Pictures are not part of the copy. Retype the lines from the first one through the line that contains "import React from".

──────── Recorded data ────────

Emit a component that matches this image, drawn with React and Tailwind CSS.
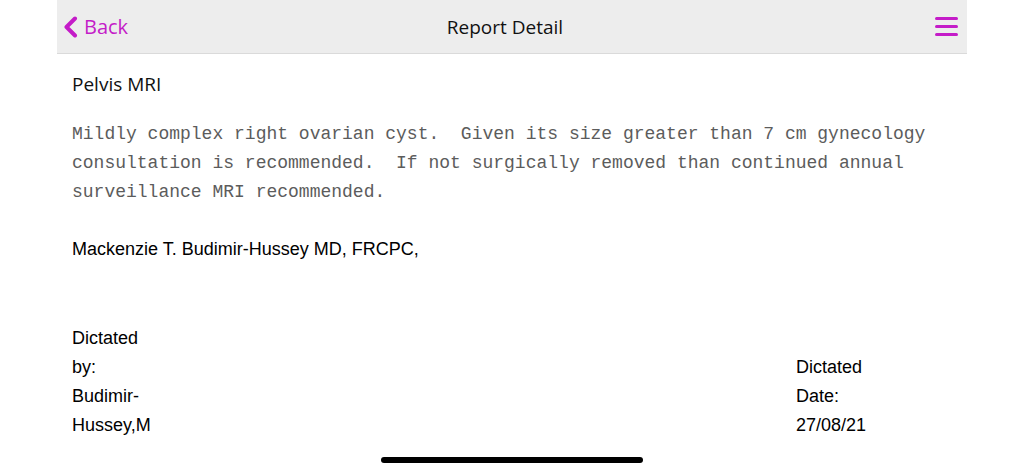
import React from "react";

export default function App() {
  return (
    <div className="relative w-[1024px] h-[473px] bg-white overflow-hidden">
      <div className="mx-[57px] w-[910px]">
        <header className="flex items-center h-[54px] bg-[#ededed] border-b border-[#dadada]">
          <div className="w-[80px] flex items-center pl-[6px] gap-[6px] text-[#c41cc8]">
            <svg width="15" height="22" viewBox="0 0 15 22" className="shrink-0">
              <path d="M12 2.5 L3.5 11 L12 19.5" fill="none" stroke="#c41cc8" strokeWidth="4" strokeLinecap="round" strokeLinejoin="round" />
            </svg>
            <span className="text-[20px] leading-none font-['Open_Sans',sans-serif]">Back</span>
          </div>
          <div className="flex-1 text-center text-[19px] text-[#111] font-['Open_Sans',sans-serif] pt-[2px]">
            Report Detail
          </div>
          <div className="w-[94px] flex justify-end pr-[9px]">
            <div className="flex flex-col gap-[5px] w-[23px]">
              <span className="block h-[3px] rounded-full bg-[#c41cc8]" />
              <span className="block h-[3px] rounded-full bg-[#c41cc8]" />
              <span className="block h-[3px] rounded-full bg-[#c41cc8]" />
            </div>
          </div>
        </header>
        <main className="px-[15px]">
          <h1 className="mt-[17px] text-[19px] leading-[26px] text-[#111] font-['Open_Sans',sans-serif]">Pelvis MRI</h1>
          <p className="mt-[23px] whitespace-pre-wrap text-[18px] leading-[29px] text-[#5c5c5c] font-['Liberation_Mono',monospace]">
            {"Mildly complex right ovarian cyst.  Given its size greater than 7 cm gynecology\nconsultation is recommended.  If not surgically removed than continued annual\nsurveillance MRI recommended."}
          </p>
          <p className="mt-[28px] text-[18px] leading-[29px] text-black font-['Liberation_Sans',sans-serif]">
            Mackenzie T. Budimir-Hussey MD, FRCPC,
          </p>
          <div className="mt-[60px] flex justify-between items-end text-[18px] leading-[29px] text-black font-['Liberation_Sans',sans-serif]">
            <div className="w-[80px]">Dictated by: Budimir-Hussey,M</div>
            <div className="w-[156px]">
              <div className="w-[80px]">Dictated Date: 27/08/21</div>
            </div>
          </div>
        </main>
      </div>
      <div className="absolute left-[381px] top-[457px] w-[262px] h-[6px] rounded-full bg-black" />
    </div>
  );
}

────────

Answer to this task
Emit a component that matches this image, drawn with React and Tailwind CSS.
import React from "react";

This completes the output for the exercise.